Task to carry out ->
Using the records below, give the number of lines where the word "this" appears, with no further output.

Rows from a dataset of pages and code
====================
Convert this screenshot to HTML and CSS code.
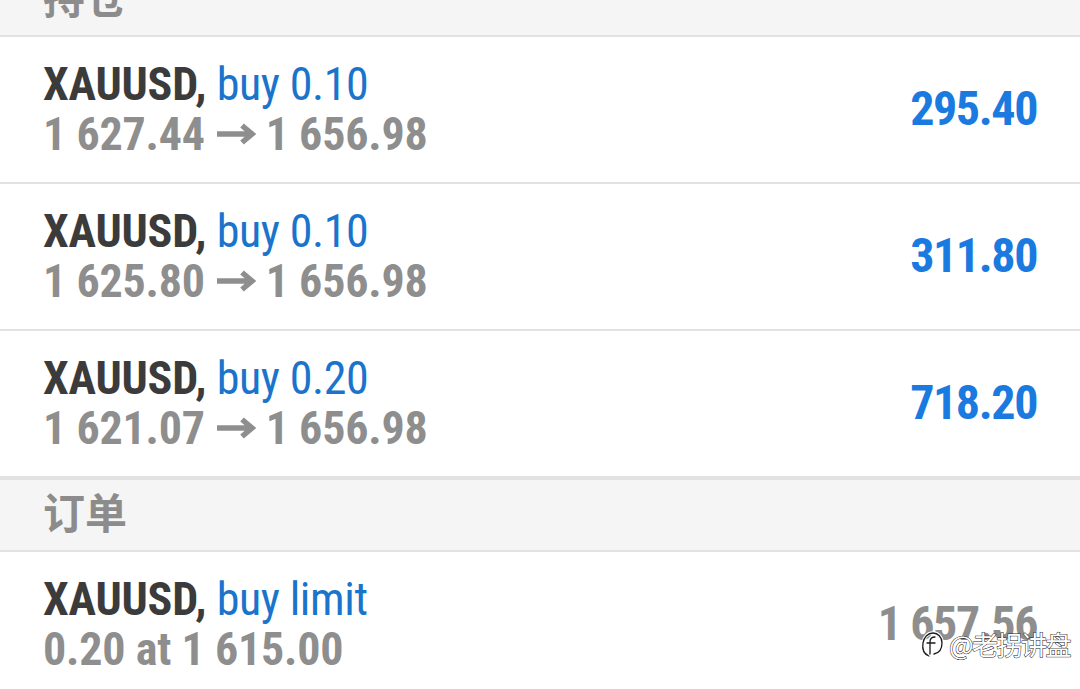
FILE: index.html
```html
<!DOCTYPE html>
<html lang="zh">
<head>
<meta charset="utf-8">
<link rel="stylesheet" href="styles.css">
</head>
<body>
<div class="screen">
  <div class="section first"><span class="section-title">持仓</span></div>
  <div class="row">
    <div class="info">
      <div class="line1"><span class="sym">XAUUSD,</span> <span class="op">buy 0.10</span></div>
      <div class="line2">1 627.44 <svg class="arrow" width="42" height="24" viewBox="0 0 42 24"><path d="M2 12H37M27 3.5L37 12L27 20.5" fill="none" stroke="#8e8e8e" stroke-width="5.5"/></svg> 1 656.98</div>
    </div>
    <div class="value profit">295.40</div>
  </div>
  <div class="row">
    <div class="info">
      <div class="line1"><span class="sym">XAUUSD,</span> <span class="op">buy 0.10</span></div>
      <div class="line2">1 625.80 <svg class="arrow" width="42" height="24" viewBox="0 0 42 24"><path d="M2 12H37M27 3.5L37 12L27 20.5" fill="none" stroke="#8e8e8e" stroke-width="5.5"/></svg> 1 656.98</div>
    </div>
    <div class="value profit">311.80</div>
  </div>
  <div class="row">
    <div class="info">
      <div class="line1"><span class="sym">XAUUSD,</span> <span class="op">buy 0.20</span></div>
      <div class="line2">1 621.07 <svg class="arrow" width="42" height="24" viewBox="0 0 42 24"><path d="M2 12H37M27 3.5L37 12L27 20.5" fill="none" stroke="#8e8e8e" stroke-width="5.5"/></svg> 1 656.98</div>
    </div>
    <div class="value profit">718.20</div>
  </div>
  <div class="section"><span class="section-title">订单</span></div>
  <div class="row">
    <div class="info">
      <div class="line1"><span class="sym">XAUUSD,</span> <span class="op">buy limit</span></div>
      <div class="line2">0.20 at 1 615.00</div>
    </div>
    <div class="value price">1 657.56</div>
  </div>
  <div class="watermark">
    <svg class="wm-logo" width="24" height="28" viewBox="0 0 24 28"><g fill="none" stroke-linecap="round"><path d="M9 26C4 24 2 19 3 13C4 7 8 3 13 3C18 3 22 7 22 13C22 19 19 23 14 24" stroke="#fff" stroke-width="3.4"/><path d="M9 26C4 24 2 19 3 13C4 7 8 3 13 3C18 3 22 7 22 13C22 19 19 23 14 24" stroke="#1a1a1a" stroke-width="1.3"/><path d="M15 7C11 7 10 9 10 12V24M7 13H15" stroke="#fff" stroke-width="3.4"/><path d="M15 7C11 7 10 9 10 12V24M7 13H15" stroke="#1a1a1a" stroke-width="1.3"/></g></svg>
    <span class="wm-text">@老拐讲盘</span>
  </div>
</div>
</body>
</html>
```
FILE: styles.css
```css
html, body {
  margin: 0;
  padding: 0;
  background: #ffffff;
}
.screen {
  position: relative;
  width: 1080px;
  height: 689px;
  overflow: hidden;
  font-family: "Roboto Condensed", Roboto, "Noto Sans CJK SC", sans-serif;
}
.section {
  height: 74px;
  box-sizing: border-box;
  background: #f5f5f5;
  border-top: 2px solid #e2e2e2;
  border-bottom: 2px solid #e2e2e2;
  display: flex;
  align-items: center;
  padding: 0 43px 8px;
}
.section.first {
  margin-top: -35px;
  border-top: none;
  height: 72px;
}
.section-title {
  font-family: "Noto Sans CJK SC", sans-serif;
  font-weight: 700;
  font-size: 42px;
  line-height: 1;
  color: #8c8c8c;
}
.row {
  height: 147px;
  box-sizing: border-box;
  padding: 22px 43px 23px;
  border-bottom: 2px solid #e2e2e2;
  display: flex;
  align-items: center;
  justify-content: space-between;
  background: #ffffff;
}
.row:last-of-type {
  border-bottom: none;
}
.info {
  font-size: 46px;
  line-height: 50px;
  white-space: nowrap;
  letter-spacing: -0.2px;
}
.sym {
  font-weight: 700;
  color: #3b3b3b;
}
.op {
  font-weight: 400;
  color: #1a74cc;
  letter-spacing: -0.4px;
}
.line2 {
  font-weight: 700;
  color: #8e8e8e;
}
.arrow {
  vertical-align: 4px;
  margin: 0 -2px 0 0;
}
.value {
  font-size: 48px;
  font-weight: 700;
  line-height: 50px;
  white-space: nowrap;
  letter-spacing: -1.4px;
}
.profit {
  color: #1a7ae0;
}
.price {
  color: #8e8e8e;
}
.watermark {
  position: absolute;
  right: 10px;
  top: 628px;
  display: flex;
  align-items: center;
  gap: 5px;
}
.wm-text {
  font-family: "Noto Sans CJK SC", sans-serif;
  font-size: 26px;
  font-weight: 400;
  line-height: 32px;
  color: #ffffff;
  -webkit-text-stroke: 1px #1a1a1a;
  paint-order: stroke fill;
  letter-spacing: -1.5px;
}
```
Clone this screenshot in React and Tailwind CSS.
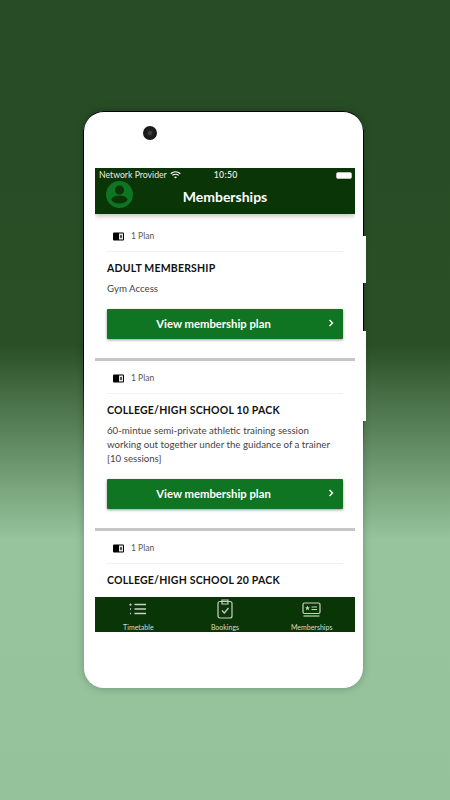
const FONT = 'font-["Lato","Open_Sans",sans-serif]'

function PlanIcon() {
  return (
    <svg width="11" height="9" viewBox="0 0 11 9">
      <rect x="0" y="0.5" width="11" height="8" rx="1" fill="#000" />
      <rect x="6" y="1.5" width="4" height="6" fill="#e8e8e8" />
      <rect x="7" y="3" width="2" height="3" fill="#555" />
    </svg>
  )
}

function Chevron() {
  return (
    <svg width="6" height="8" viewBox="0 0 6 8" fill="none" stroke="#fff" strokeWidth="1.4">
      <path d="M1.5 1 L4.5 4 L1.5 7" />
    </svg>
  )
}

function PlanCard({ title, lines, last }) {
  return (
    <div className={last ? '' : 'border-b-[3px] border-[#c6c6c6]'}>
      <div className="px-[12px]">
        <div className="h-[33px] flex items-center pl-[6px] pt-[3px] gap-[7px] border-b border-[#f1f1f1]">
          <PlanIcon />
          <span className="text-[8.5px] text-[#555]">1 Plan</span>
        </div>
        <h2 className="mt-[8px] h-[16px] leading-[16px] text-[10.5px] font-bold text-[#111] tracking-[0.2px]">{title}</h2>
        <div className="mt-[5px] text-[9.7px] leading-[14px] text-[#444]">
          {lines.map((line) => (
            <p key={line}>{line}</p>
          ))}
        </div>
        {!last && (
          <button
            type="button"
            className="relative mt-[14px] mb-[19px] w-full h-[30px] flex items-center justify-center rounded-[1px] bg-[#0f7522] text-white text-[11.3px] font-bold shadow-[0_1px_3px_rgba(0,0,0,0.4)]"
          >
            <span className="pr-[23px]">View membership plan</span>
            <span className="absolute right-[9px] top-[10px] flex">
              <Chevron />
            </span>
          </button>
        )}
      </div>
    </div>
  )
}

function TimetableIcon() {
  return (
    <svg width="18" height="14" viewBox="0 0 18 14" fill="none" stroke="#c8d2c6" strokeWidth="1.4">
      <path d="M5.5 2.5 H17 M5.5 7 H17 M5.5 11.5 H17" />
      <path d="M1.5 1 L2 2.1 L3 2.3 L2.2 3 L2.4 4 L1.5 3.5 L0.6 4 L0.8 3 L0 2.3 L1 2.1 Z" fill="#c8d2c6" stroke="none" />
      <path d="M1 7 H2 M1 11.5 H2" />
    </svg>
  )
}

function BookingsIcon() {
  return (
    <svg width="16" height="20" viewBox="0 0 16 20" fill="none" stroke="#c8d2c6" strokeWidth="1.2">
      <rect x="1" y="2.5" width="14" height="16.5" rx="2" />
      <path d="M5 1 H11 V5 H5 Z" />
      <path d="M5 11.5 L7.3 14 L11.5 9" />
    </svg>
  )
}

function MembershipsIcon() {
  return (
    <svg width="19" height="15" viewBox="0 0 19 15" fill="none" stroke="#c8d2c6" strokeWidth="1.2">
      <rect x="1" y="1" width="17" height="10.5" rx="1.5" />
      <path d="M1.5 14 H17.5" />
      <path d="M9.5 5 H15 M9.5 7.5 H15" />
      <path d="M5.5 3.6 L6.2 5.3 L8 5.4 L6.6 6.5 L7.1 8.2 L5.5 7.2 L3.9 8.2 L4.4 6.5 L3 5.4 L4.8 5.3 Z" fill="#c8d2c6" stroke="none" />
    </svg>
  )
}

function Tab({ icon, label }) {
  return (
    <div className="flex-1 flex flex-col items-center">
      <div className="h-[22px] flex items-center justify-center">{icon}</div>
      <span className="mt-[3px] text-[7px] leading-[8px] text-[#d5dcd3]">{label}</span>
    </div>
  )
}

export default function App() {
  return (
    <div className={`w-[450px] h-[800px] overflow-hidden pt-[111px] pl-[84px] bg-[linear-gradient(180deg,#274c26_0px,#2a4f26_345px,#97c49d_540px,#95c29b_800px)] ${FONT}`}>
      <div className="relative w-[279px] h-[577px] bg-white rounded-[20px] border-t border-black pt-[56px] px-[11px] shadow-[0_0_8px_rgba(0,0,0,0.25)]">
        {/* dark rim fades out towards the lower part of the phone */}
        <div className="absolute left-[-1px] top-[18px] w-[1px] h-[320px] bg-[linear-gradient(180deg,#000_70%,transparent)]" />
        <div className="absolute right-[-1px] top-[18px] w-[1px] h-[320px] bg-[linear-gradient(180deg,#000_70%,transparent)]" />
        <div className="absolute right-[-3px] top-[124px] w-[3px] h-[47px] bg-white" />
        <div className="absolute right-[-3px] top-[219px] w-[3px] h-[90px] bg-white" />
        <div className="absolute left-[59px] top-[14px] w-[14px] h-[14px] rounded-full bg-[#222] border-[3px] border-[#1a1a1a] flex items-center justify-center">
          <div className="w-[4px] h-[4px] rounded-full bg-[#444]" />
        </div>

        <div className="w-[260px] h-[464px] flex flex-col overflow-hidden">
          <div className="relative z-10 h-[46px] shrink-0 bg-[#0a3507] text-white shadow-[0_2px_5px_rgba(0,0,0,0.25)]">
            <div className="h-[14px] flex items-center px-[4px] text-[8.7px] text-[#e8e8e8]">
              <span>Network Provider</span>
              <svg className="ml-[3px]" width="11" height="8" viewBox="0 0 11 8" fill="none" stroke="#fff" strokeWidth="1.2">
                <path d="M0.7 2.8 C3.5 0.2 7.5 0.2 10.3 2.8 M2.3 4.4 C4 3 7 3 8.7 4.4" />
                <path d="M4 6 L5.5 7.6 L7 6 C6 5.2 5 5.2 4 6 Z" fill="#fff" stroke="none" />
              </svg>
              <span className="ml-[33px] font-semibold tracking-[0.3px]">10:50</span>
              <div className="ml-auto mr-[-1px] w-[16px] h-[7px] rounded-[2px] bg-white border border-[#bbb]" />
            </div>
            <div className="relative h-[32px] flex items-center justify-center pb-[4px]">
              <span className="text-[14px] font-bold">Memberships</span>
              <div className="absolute left-[11px] top-[-1px] w-[27px] h-[27px]">
                <svg width="27" height="27" viewBox="0 0 27 27">
                  <circle cx="13.5" cy="13.5" r="13.5" fill="#0f7522" />
                  <circle cx="13.5" cy="9" r="4.5" fill="#0a3507" />
                  <ellipse cx="13.5" cy="18.5" rx="8" ry="4" fill="#0a3507" />
                </svg>
              </div>
            </div>
          </div>

          <div className="flex-1 min-h-0 overflow-hidden pt-[5px] bg-white">
            <PlanCard title="ADULT MEMBERSHIP" lines={['Gym Access']} />
            <PlanCard
              title="COLLEGE/HIGH SCHOOL 10 PACK"
              lines={[
                '60-mintue semi-private athletic training session',
                'working out together under the guidance of a trainer',
                '[10 sessions]',
              ]}
            />
            <PlanCard
              last
              title="COLLEGE/HIGH SCHOOL 20 PACK"
              lines={['60-mintue semi-private athletic training session']}
            />
          </div>

          <div className="h-[35px] shrink-0 flex bg-[#0a3507] pt-[1px]">
            <Tab icon={<TimetableIcon />} label="Timetable" />
            <Tab icon={<BookingsIcon />} label="Bookings" />
            <Tab icon={<MembershipsIcon />} label="Memberships" />
          </div>
        </div>
      </div>
    </div>
  )
}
====================
Answer below ->
2